Monday, July 7, 2014

Road Hogs

For the first year or so of BTB, I used Nellie Mae Rowe's Pig on Expressway (1980) as my header art. Rowe, who died in 1982, lived in Vinings, George, just across the Chattahoochee River from Atlanta. Her house was lodged between its two very busy expressways: I-75 and I-285.

A more recent discovery, here is Kurt Knobelsdorf's Swine, Man and Van. The artist lives and works in Miami. Is there something particularly (or peculiarly) southern about pigs on the road?

Friday, July 4, 2014

Sandwich Board

Doing some research on the Jane Bowles-Staten Island-Perth Amboy connection, I came across this 2000 photograph by Eli Reed of the Mercedes Cafe. The diner is on Smith Street, around the corner from the train station. A Google search indicates it is still going strong with good reviews for the Cubano.

I love hand-drawn items on menu boards. The sandwiches on these are great examples of the form.

They put me in mind of a piece I saw at the NYPL earlier this summer, All American Sunset, Jerry Uelsmann (1971).

What is more all American than a Cubano or a Media Noche?

Wednesday, July 2, 2014

Magic Sand Castles

Coincidence of reading The Magic Mountain and visiting Watch Hill on a foggy morning.

It's easy to connect the beach chairs set out for the well-heeled (or well flip-flopped) guests at the Ocean House with the common lounging area at Dr. Behren's Berghof sanatorium.

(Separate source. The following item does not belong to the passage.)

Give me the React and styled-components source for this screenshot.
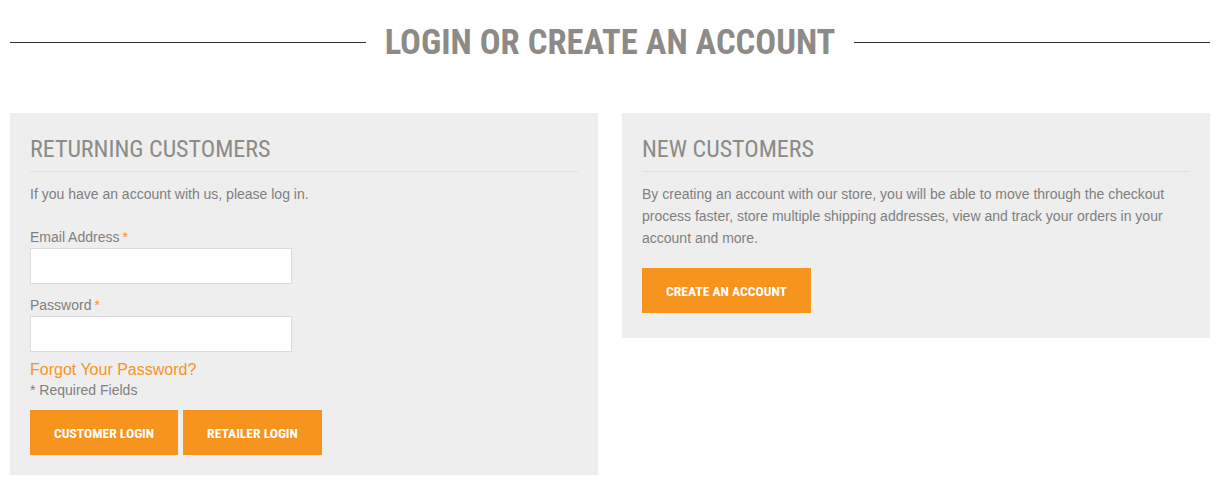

But what to make of Taylor Swift in her cliffside manse? A Hans Castorp for our times, wearing her emotions on her sleeve? Easier to imagine her as Clavdia Chauchat, the object of Hans' intense emotions, in "the lace peignoir that she wore on warm days and that only added to her special fascination--late as always, slamming the door, smiling, both arms lifted slightly at different angles, standing there at attention to present herself to the dining hall."
Taylor Swift's flag
Whatever the case, how could a flatlander ever understand what life is like for those "up there"?